I'm the big guy. The other guy is an old fraternity buddy that agreed to help me lift this behemoth in exchange for homebrew and grilled meat.

Excellent! Keep us posted brotha
 
I forgot about this thread. But I joined the club with a Kamado Joe Big Joe...

I'm the big guy. The other guy is an old fraternity buddy that agreed to help me lift this behemoth in exchange for homebrew and grilled meat.

Man after my own heart ;)
 
indeed it has cracked. admittedly i did a poor job of keeping it seasoned but im not convinced it would have prevented it. probably would have helped though!


did a sous vide tri-tip tonight for 90min @ 130. garlic butter and trader joe's coffee steak rub. flavor was truly awesome - id like to work up my own coffee rub after trying this. i've heard a 2:1 steak seasoning:coffee grounds is a good start.

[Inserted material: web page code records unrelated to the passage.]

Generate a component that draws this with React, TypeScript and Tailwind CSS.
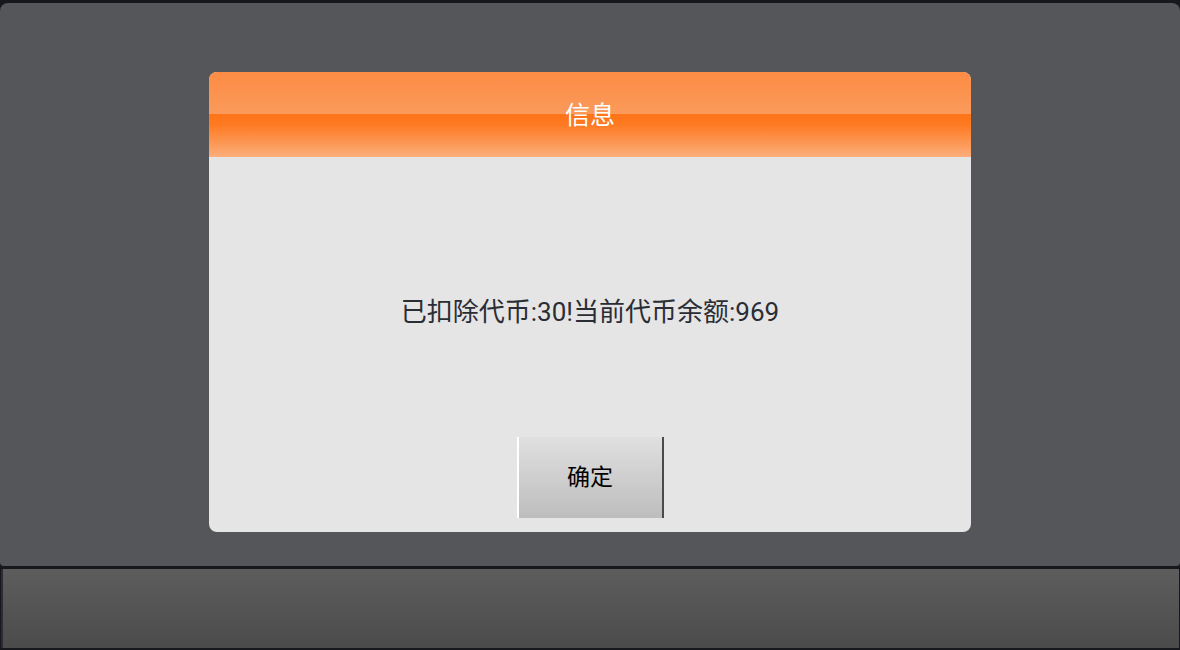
import React from "react";

const font = "font-['Roboto','Noto_Sans_CJK_SC',sans-serif]";

const App: React.FC = () => {
  return (
    <div className={`w-[1180px] h-[650px] bg-[#16181d] flex flex-col ${font}`}>
      {/* main panel */}
      <div className="mt-[3px] h-[563px] rounded-t-lg rounded-b-[4px] bg-[#55565a] flex justify-center pt-[69px]">
        {/* dialog */}
        <div className="w-[762px] h-[460px] rounded-lg overflow-hidden bg-[#e5e5e5] flex flex-col">
          <div className="h-[85px] flex items-center justify-center bg-[linear-gradient(to_bottom,#fd8c44_0%,#fa9a5c_50%,#fe7418_50%,#fe7a22_62%,#fbae7c_100%)]">
            <span className="text-white text-[25px] leading-none pt-[2px]">信息</span>
          </div>
          <div className="flex-1 flex flex-col items-center pt-[138px] pb-[14px]">
            <p className="text-[26px] leading-[34px] text-[#2b2d35]">已扣除代币:30!当前代币余额:969</p>
            <div className="mt-auto w-[147px] h-[81px] flex items-center justify-center border-l-2 border-l-white border-r-2 border-r-[#4a4a4a] bg-[linear-gradient(to_bottom,#e0e0e0,#bdbdbd)]">
              <span className="text-black text-[23px] leading-none">确定</span>
            </div>
          </div>
        </div>
      </div>
      {/* bottom bar */}
      <div className="mt-[3px] h-[79px] mx-[1px] border-l-2 border-[#2c2d30] bg-[linear-gradient(to_bottom,#5d5d5d,#4b4b4b)]" />
    </div>
  );
};

export default App;
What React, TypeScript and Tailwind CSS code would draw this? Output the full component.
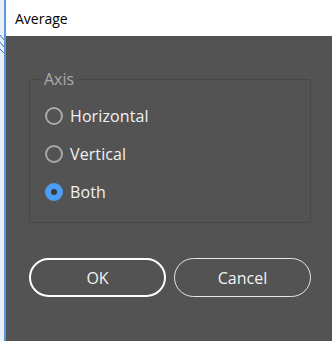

seared it over mesquite @ 850* for about 40 seconds/side.

yes, this is my RIMs mash ton


Nah, seasoning just keeps it from having food stick as bad and protects from rust. That thing is going to crack no matter what from the heat cycles. The bottom plate will crack on you too. Mine is in bad shape, time for me to get a new one as small charcoal gets through pretty easy.
 
6 hours on the smoke, then finish out the the other 18 hours in my oversized crockpot. (I know, it's cheating, but I swear it's better this way!) The smell in the house always drives my dogs crazy!

As close as I get to a crock pot is a Texas crutch every now and then. However, I want to try the butcher paper trick I saw Franklin do with a brisket...seems like it would let things still breath so its less of a braising action then a crockpot or a crutch. However, haven't read up on if that would work well on a shoulder or not.